Gazpacho is a little difficult for me. On the one hand, it’s probably one of the best soups you can eat. On the other hand, it seems a little shameful to purée fresh, ripe, local (expensive) heirloom tomatoes. Maybe that’s because I don’t have any of my own in a garden in my back yard. I kind of feel that they’re like precious gems and to adulterate them with anything more than some coarse sea salt and a basil leaf is to somehow cheapen them. But I freaked out a little when I realized that our 18 days of above 90 degree weather had finally broken and I hadn’t made gazpacho. Gazpacho is for 97 degree days. But hey, it just so happens that it’s pretty damn good at 83 degrees too.
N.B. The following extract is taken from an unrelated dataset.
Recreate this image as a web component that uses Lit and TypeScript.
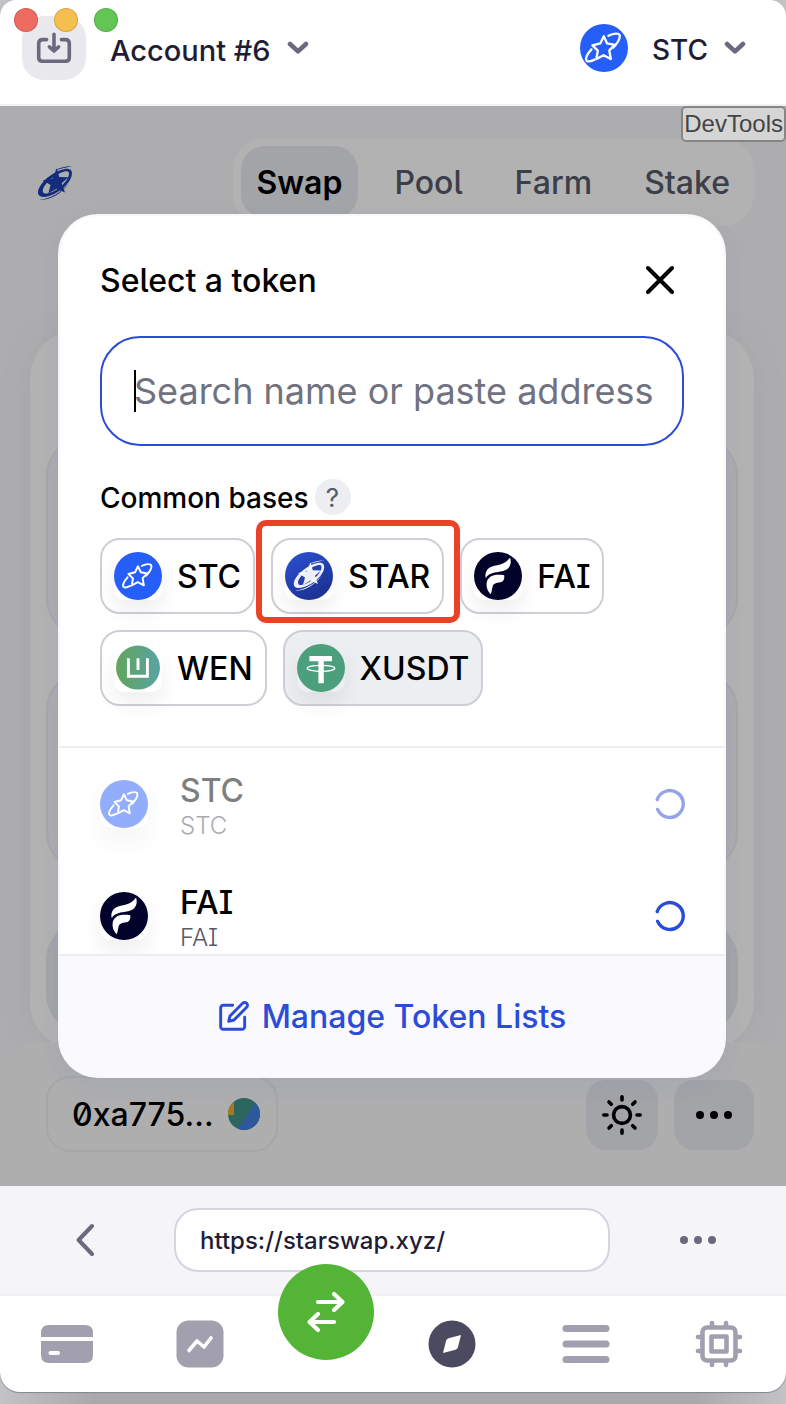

Since there’s not much to gazpacho, you must use good tomatoes. Don’t put off this recipe until the winter or something. Go out and splurge on some beautiful tomatoes. And if you have them in your garden, you are lucky and please send some to me. And as with most traditional and iconic recipes, there are a hundred versions, all hotly contested as being the one perfect version I’m sure. I don’t have too many strong opinions on what vegetables should or not should be included in gazpacho and what the levels of vinegar and oil should be. I do strongly feel, though, that using tomato juice is a no no. I mean, you’re trying to celebrate gorgeous summer tomatoes. Why would you mix them with bottled tomato juice? Gah. But if you want to leave out the cucumber and red pepper, or add in some parsley, go for it. Topping gazpacho with a hard boiled egg is also extremely acceptable.
2.5 lbs heirloom tomatoes, chopped
1 medium cucumber, seeded (cut in half width-wise then in quarters length-wise and seeds cut off) and chopped
1 medium yellow or white onion, chopped
1 red pepper, seeded, deveined, and chopped
2 garlic cloves, minced or pressed
1 1/2 tsp sea salt
1/4 cup extra virgin olive oil
2 tablespoons sherry vinegar
1. Mix together the vegetables in a large bowl.
2. In a blender, purée garlic, salt, olive oil, and vinegar. Scoop about half of the vegetable mixture into the blender. Blend until smooth, in batches if necessary.
3. Pour blended veggies back into the bowl of chopped vegetables and mix.
That’s it. That’s my gazpacho. It’s wonderful. You can certainly chill it if you need some extra cooling off, but I think room temperature allows the flavors to be their best. Unless you’re in that weird heat dome. Then it might be best chilled. Some garnishes you could use if you haven’t already started to dig in, are finely chopped cucumbers and red peppers, parsley, toasted almonds, and crumbled/chopped hard boiled egg.
Seriously gardeners, send me your tomatoes. I hear that you have wayyy too many to eat. Pretty sure.